Barron began his talk by saying that the “most fundamental claim” of the Catholic intellectual tradition is that “Jesus Christ is epistemically basic.”

In other words, Barron said, Jesus Christ is the “privileged lens through which the whole of reality is read.”

That claim is not “imperialistic,” as some may think, he said. Every intellectual system establishes an idea as epistemically (related to knowledge or the study of knowledge) basic, he added. 

“What I mean is that he’s not presented to us as simply one prophet among many, one religious spokesperson among many,” he said.

“Rather, we hear that he is the Word. He is Logos,” Barron said, adding that “the various sciences and perspectives have to be read from the standpoint of the Logos.”

Looking through the lens of Jesus, some aspects of life are seen “more clearly” such as God, humanity, and creation, he said. 

God is not competing with the world, as was made evident when he took on human form, Barron explained.

“God and a creature come together in such a way that neither one is compromised. How’s that possible? It’s possible only if God is not a competitive being among many,” he said.

“God is the sheer act of ‘to be’ itself,” he proclaimed.

Barron said that the closer God comes to humanity, “the more alive we are, the more ourselves we are.”

Barron pointed to the prophet Moses’ encounter with God in the burning bush as an example. 

“How does Moses see God but in this great image of the burning bush, which is on fire but not consumed?
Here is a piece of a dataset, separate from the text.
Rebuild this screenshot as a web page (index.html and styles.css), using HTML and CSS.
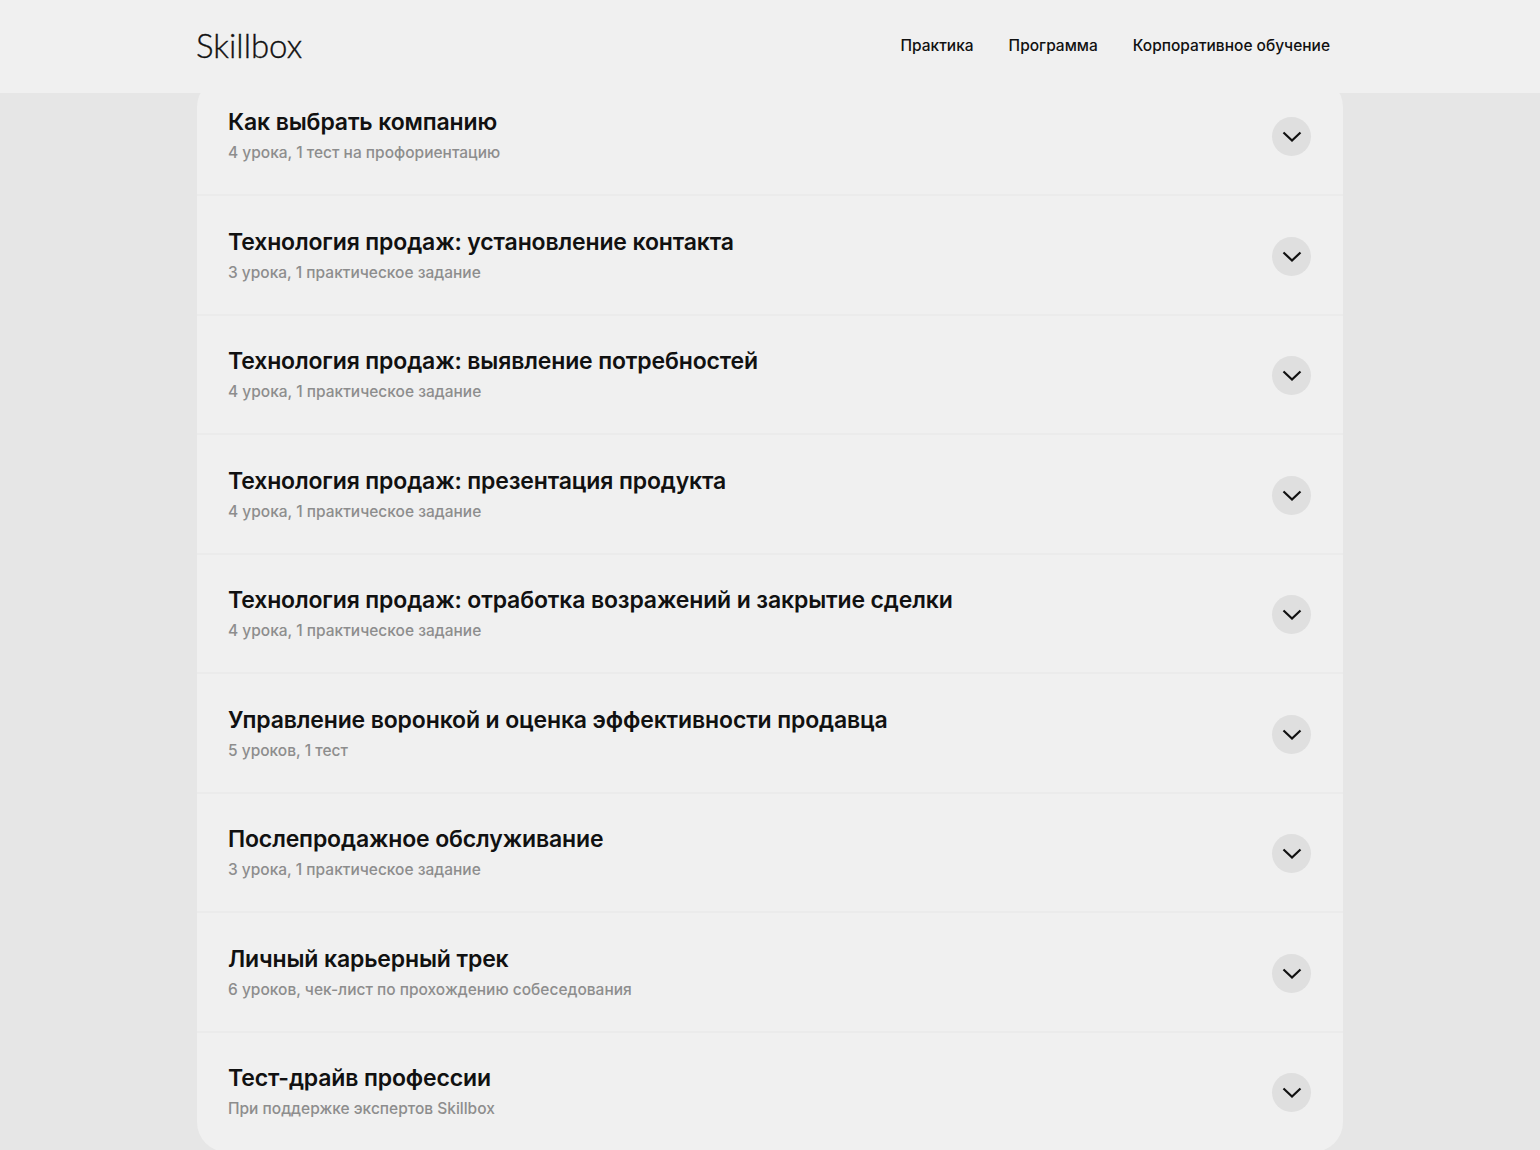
FILE: index.html
```
<!DOCTYPE html>
<html lang="ru">
<head>
<meta charset="utf-8">
<title>Skillbox</title>
<link rel="stylesheet" href="styles.css">
</head>
<body>
<header class="site-header">
  <div class="header-inner">
    <a class="logo" href="#">Skillbox</a>
    <nav class="nav">
      <a href="#">Практика</a>
      <a href="#">Программа</a>
      <a href="#">Корпоративное обучение</a>
    </nav>
  </div>
</header>
<main class="program">
  <article class="row"><div class="row-text"><h3>Как выбрать компанию</h3><p>4 урока, 1 тест на профориентацию</p></div><span class="toggle"><svg viewBox="0 0 20 12"><path d="M1.5 1.5l8.500 8 8.500-8"/></svg></span></article>
  <article class="row"><div class="row-text"><h3>Технология продаж: установление контакта</h3><p>3 урока, 1 практическое задание</p></div><span class="toggle"><svg viewBox="0 0 20 12"><path d="M1.5 1.5l8.500 8 8.500-8"/></svg></span></article>
  <article class="row"><div class="row-text"><h3>Технология продаж: выявление потребностей</h3><p>4 урока, 1 практическое задание</p></div><span class="toggle"><svg viewBox="0 0 20 12"><path d="M1.5 1.5l8.500 8 8.500-8"/></svg></span></article>
  <article class="row"><div class="row-text"><h3>Технология продаж: презентация продукта</h3><p>4 урока, 1 практическое задание</p></div><span class="toggle"><svg viewBox="0 0 20 12"><path d="M1.5 1.5l8.500 8 8.500-8"/></svg></span></article>
  <article class="row"><div class="row-text"><h3>Технология продаж: отработка возражений и закрытие сделки</h3><p>4 урока, 1 практическое задание</p></div><span class="toggle"><svg viewBox="0 0 20 12"><path d="M1.5 1.5l8.500 8 8.500-8"/></svg></span></article>
  <article class="row"><div class="row-text"><h3>Управление воронкой и оценка эффективности продавца</h3><p>5 уроков, 1 тест</p></div><span class="toggle"><svg viewBox="0 0 20 12"><path d="M1.5 1.5l8.500 8 8.500-8"/></svg></span></article>
  <article class="row"><div class="row-text"><h3>Послепродажное обслуживание</h3><p>3 урока, 1 практическое задание</p></div><span class="toggle"><svg viewBox="0 0 20 12"><path d="M1.5 1.5l8.500 8 8.500-8"/></svg></span></article>
  <article class="row"><div class="row-text"><h3>Личный карьерный трек</h3><p>6 уроков, чек-лист по прохождению собеседования</p></div><span class="toggle"><svg viewBox="0 0 20 12"><path d="M1.5 1.5l8.500 8 8.500-8"/></svg></span></article>
  <article class="row"><div class="row-text"><h3>Тест-драйв профессии</h3><p>При поддержке экспертов Skillbox</p></div><span class="toggle"><svg viewBox="0 0 20 12"><path d="M1.5 1.5l8.500 8 8.500-8"/></svg></span></article>
</main>
</body>
</html>
```
FILE: styles.css
```
html, body {
  margin: 0;
  height: 1150px;
  overflow: hidden;
  background: #e6e6e6;
  font-family: "Inter", "Noto Sans", sans-serif;
  color: #111;
}
.site-header {
  position: fixed;
  top: 0;
  left: 0;
  right: 0;
  height: 93px;
  background: #f0f0f0;
  z-index: 2;
}
.header-inner {
  width: 1134px;
  height: 100%;
  margin-left: 196px;
  display: flex;
  align-items: center;
  justify-content: space-between;
}
.logo {
  font-family: "Lato", sans-serif;
  font-weight: 300;
  font-size: 33px;
  line-height: 40px;
  padding-bottom: 3px;
  -webkit-text-stroke: 0.35px #111;
  color: #111;
  text-decoration: none;
}
.nav {
  display: flex;
  gap: 35px;
  padding-bottom: 2px;
}
.nav a {
  font-size: 15.5px;
  font-weight: 500;
  color: #111;
  text-decoration: none;
}
.program {
  width: 1146px;
  margin-left: 197px;
  padding-top: 76.75px;
}
.row {
  height: 119.5px;
  box-sizing: border-box;
  background: #f0f0f0;
  box-shadow: inset 0 -2px 0 #ebebeb;
  padding: 0 32px 0 31px;
  display: flex;
  align-items: center;
  justify-content: space-between;
}
.row:first-child {
  border-radius: 30px 30px 0 0;
}
.row:last-child {
  box-shadow: none;
  border-radius: 0 0 30px 30px;
}
.row-text {
  padding-bottom: 3px;
}
.row-text h3 {
  margin: 0 0 6px;
  font-size: 23px;
  line-height: 30px;
  font-weight: 600;
  letter-spacing: -0.14px;
}
.row-text p {
  margin: 0;
  font-size: 15.5px;
  line-height: 20px;
  font-weight: 500;
  color: #8d8d8d;
}
.toggle {
  width: 39px;
  height: 39px;
  border-radius: 50%;
  background: #dfdfdf;
  display: flex;
  align-items: center;
  justify-content: center;
}
.toggle svg {
  width: 20px;
  height: 12px;
  margin-top: 1px;
  fill: none;
  stroke: #111;
  stroke-width: 2.2;
}
```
The closer God gets to creation, the more luminous and beautiful it becomes without being consumed,” he said.

Offering what he called a “bold claim,” Barron said: “There is no humanism anywhere, East or West, anywhere across the ages, greater than Christian theology.”

Barron said that “divine freedom can come intimately close to human freedom and not compromise it, not crush it.”
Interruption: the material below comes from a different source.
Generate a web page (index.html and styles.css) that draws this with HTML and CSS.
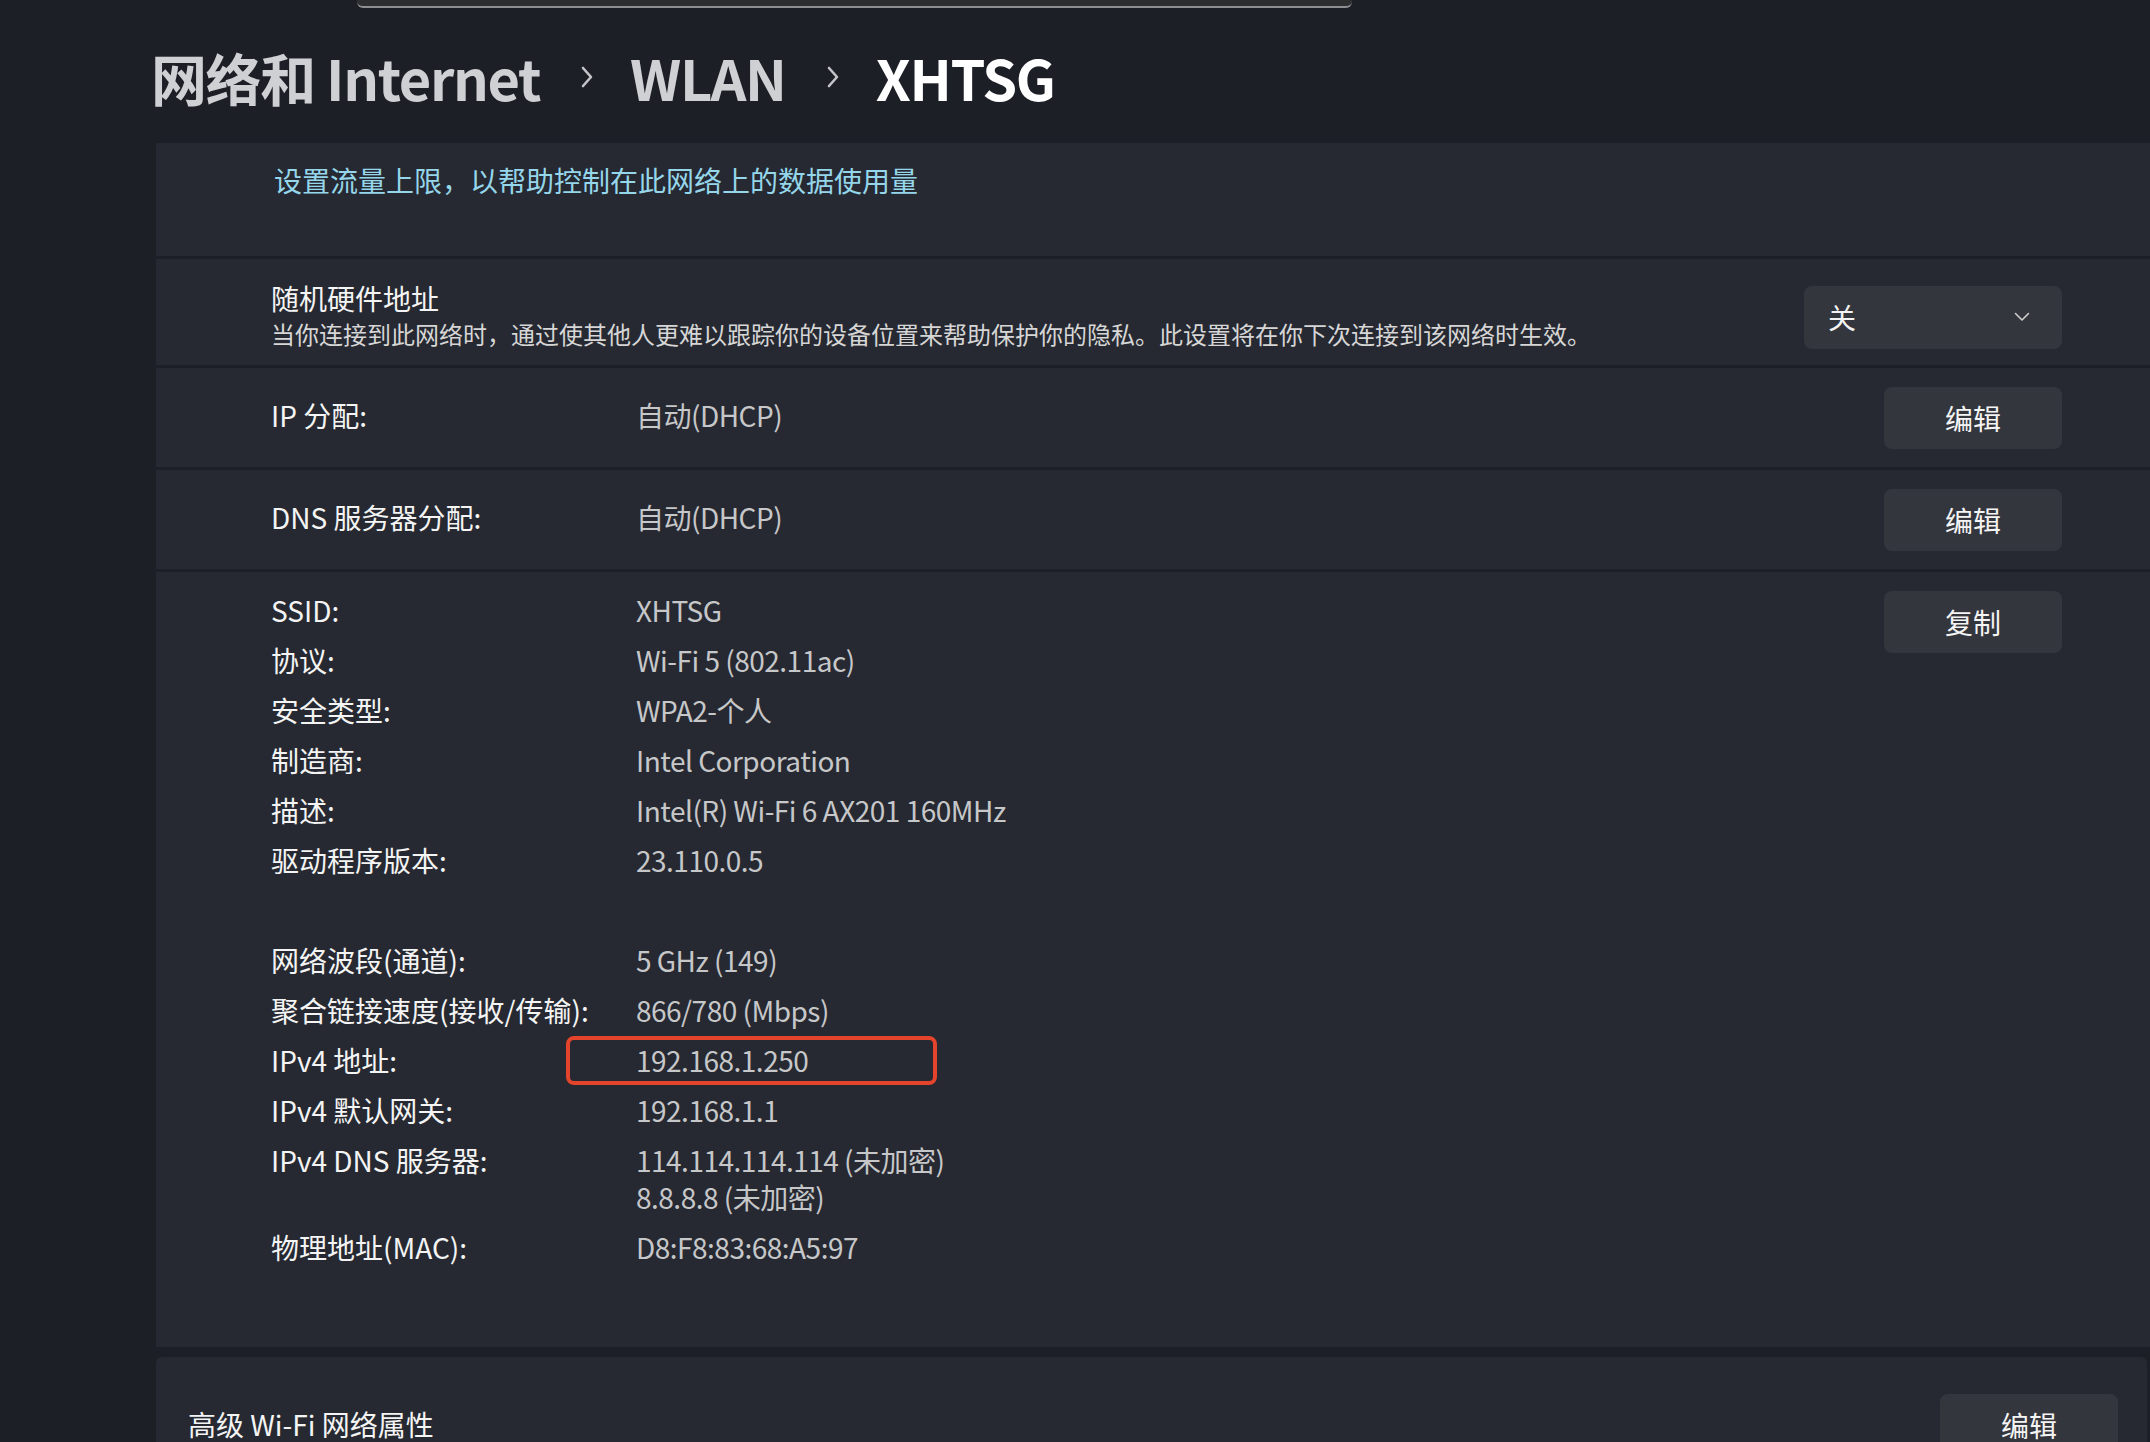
FILE: index.html
```html
<!DOCTYPE html>
<html lang="zh-CN">
<head>
<meta charset="utf-8">
<title>XHTSG</title>
<link rel="stylesheet" href="styles.css">
</head>
<body>
<div class="topbar"></div>
<header class="crumbs">
  <span class="crumb prev">网络和 Internet</span>
  <svg class="sep" viewBox="0 0 14 24" width="14" height="24"><polyline points="3,3 11,12 3,21" fill="none" stroke="currentColor" stroke-width="2.6" stroke-linecap="round" stroke-linejoin="round"/></svg>
  <span class="crumb prev">WLAN</span>
  <svg class="sep" viewBox="0 0 14 24" width="14" height="24"><polyline points="3,3 11,12 3,21" fill="none" stroke="currentColor" stroke-width="2.6" stroke-linecap="round" stroke-linejoin="round"/></svg>
  <span class="crumb cur">XHTSG</span>
</header>

<main class="panel">
  <section class="card card-link">
    <a class="link">设置流量上限，以帮助控制在此网络上的数据使用量</a>
  </section>

  <section class="card card-row card-random">
    <div class="text-block">
      <div class="title">随机硬件地址</div>
      <div class="desc">当你连接到此网络时，通过使其他人更难以跟踪你的设备位置来帮助保护你的隐私。此设置将在你下次连接到该网络时生效。</div>
    </div>
    <div class="select">
      <span>关</span>
      <svg viewBox="0 0 16 10" width="16" height="10"><polyline points="1.5,1.5 8,8 14.5,1.5" fill="none" stroke="currentColor" stroke-width="1.6" stroke-linecap="round" stroke-linejoin="round"/></svg>
    </div>
  </section>

  <section class="card card-row card-short">
    <div class="pair"><span class="label">IP 分配:</span><span class="value">自动(DHCP)</span></div>
    <button class="btn">编辑</button>
  </section>

  <section class="card card-row card-short">
    <div class="pair"><span class="label">DNS 服务器分配:</span><span class="value">自动(DHCP)</span></div>
    <button class="btn">编辑</button>
  </section>

  <section class="card card-info">
    <div class="info">
      <dl class="group">
        <dt>SSID:</dt><dd>XHTSG</dd>
        <dt>协议:</dt><dd>Wi-Fi 5 (802.11ac)</dd>
        <dt>安全类型:</dt><dd>WPA2-个人</dd>
        <dt>制造商:</dt><dd>Intel Corporation</dd>
        <dt>描述:</dt><dd>Intel(R) Wi-Fi 6 AX201 160MHz</dd>
        <dt>驱动程序版本:</dt><dd>23.110.0.5</dd>
      </dl>
      <dl class="group group-2">
        <dt>网络波段(通道):</dt><dd>5 GHz (149)</dd>
        <dt>聚合链接速度(接收/传输):</dt><dd>866/780 (Mbps)</dd>
        <dt>IPv4 地址:</dt><dd class="marked">192.168.1.250<span class="highlight"></span></dd>
        <dt>IPv4 默认网关:</dt><dd>192.168.1.1</dd>
        <dt>IPv4 DNS 服务器:</dt><dd>114.114.114.114 (未加密)<br>8.8.8.8 (未加密)</dd>
        <dt>物理地址(MAC):</dt><dd>D8:F8:83:68:A5:97</dd>
      </dl>
    </div>
    <button class="btn">复制</button>
  </section>
</main>

<section class="card-adv">
  <span class="adv-title">高级 Wi-Fi 网络属性</span>
  <button class="btn">编辑</button>
</section>
</body>
</html>
```

FILE: styles.css
```css
html, body {
  margin: 0;
  padding: 0;
  overflow: hidden;
}

body {
  background: #1c1f26;
  font-family: "Noto Sans CJK SC", "Noto Sans", sans-serif;
  color: #f2f2f2;
  width: 2150px;
  height: 1442px;
}

.topbar {
  margin-left: 357px;
  width: 995px;
  height: 6px;
  background: #2d2e30;
  border-bottom: 2px solid #8e8f91;
  border-radius: 0 0 6px 6px;
}

.crumbs {
  display: flex;
  align-items: center;
  margin-top: 34px;
  padding-left: 151px;
  height: 70px;
  font-size: 56px;
  font-weight: 600;
  line-height: 70px;
  letter-spacing: -1.4px;
}

.crumb.prev {
  color: #cfd0d3;
}

.crumb.cur {
  color: #ffffff;
}

.sep {
  color: #c4c5c8;
  margin: 0 36px 0 40px;
}

.panel {
  margin-top: 31px;
  margin-left: 156px;
  display: flex;
  flex-direction: column;
  gap: 3px;
}

.card {
  background: #262931;
  box-sizing: border-box;
}

.card-link {
  height: 113px;
  padding: 18px 0 0 118px;
}

.link {
  color: #95d6ea;
  font-size: 28px;
  line-height: 38px;
}

.card-row {
  display: flex;
  align-items: center;
  justify-content: space-between;
  padding: 0 88px 0 115px;
}

.card-random {
  height: 106px;
  padding-top: 8px;
}

.title {
  font-size: 28px;
  line-height: 36px;
  color: #f4f4f4;
}

.desc {
  font-size: 24px;
  line-height: 36px;
  color: #d6d6d6;
}

.select {
  width: 258px;
  height: 63px;
  box-sizing: border-box;
  background: #33363c;
  border-radius: 8px;
  margin-top: 2px;
  display: flex;
  align-items: center;
  justify-content: space-between;
  padding: 0 32px 0 24px;
  font-size: 28px;
  color: #f2f2f2;
}

.select svg {
  color: #cfcfcf;
}

.card-short {
  height: 99px;
}

.pair {
  display: flex;
  font-size: 28px;
  line-height: 37px;
  margin-top: -4px;
}

.label,
.group dt {
  color: #f4f4f4;
}

.pair .label {
  width: 365px;
}

.value,
.group dd {
  color: #c6c7c9;
  letter-spacing: -0.5px;
}

.btn {
  width: 178px;
  height: 62px;
  border: none;
  border-radius: 8px;
  background: #34363d;
  color: #f4f4f4;
  font-family: inherit;
  font-size: 28px;
  padding: 0;
  flex: none;
}

.card-info {
  height: 775px;
  display: flex;
  align-items: flex-start;
  justify-content: space-between;
  padding: 19px 88px 0 115px;
}

.info {
  margin-top: 1px;
}

.group {
  display: grid;
  grid-template-columns: 365px auto;
  row-gap: 13px;
  margin: 0;
  font-size: 28px;
  line-height: 37px;
}

.group dt,
.group dd {
  margin: 0;
}

.group-2 {
  margin-top: 63px;
}

.marked {
  position: relative;
}

.highlight {
  position: absolute;
  left: -70px;
  top: -6px;
  width: 371px;
  height: 49px;
  box-sizing: border-box;
  border: 4px solid #e4432c;
  border-radius: 8px;
}

.card-adv {
  margin: 10px 0 0 156px;
  width: 1991px;
  height: 140px;
  box-sizing: border-box;
  background: #262931;
  border-radius: 6px;
  display: flex;
  align-items: flex-start;
  justify-content: space-between;
  padding: 37px 29px 0 32px;
}

.adv-title {
  font-size: 28px;
  line-height: 60px;
  color: #f4f4f4;
}
```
Distinguishing between two views of freedom, Barron said the “modern sense” is that “freedom is fundamentally indifference in the face of the yes and the no.”

But in the “biblical sense,” freedom is “the disciplining of desire so as to make the achievement of the good first possible and then effortless.”

Barron told the crowd that his talk could be summed up in the simple words of one of his heroes, the second-century bishop St. Irenaeus of Lyons, who said: “The glory of God is man fully alive.”

“That’s a God who glories in our being fully human,” he said.

Speaking on creation, Barron said that anything that exists apart from God has come “fully and utterly from God.”

If everything comes from God, it must “be marked” by “intelligible form,” he said.

He said “this is precisely why the modern physical sciences emerged out of a Christian university matrix.”

“It’s the theological doctrine of creation which teaches this truth that we should expect finite reality in every detail to be marked by intelligibility that makes the sciences possible,” he said. 

Before answering several questions from the crowd, Barron concluded his lecture by saying that the Catholic intellectual tradition “stubbornly looks at God, the world, ourselves, and the way we organize our societies through the lens of Jesus Christ, and it sees them according to a divine light.”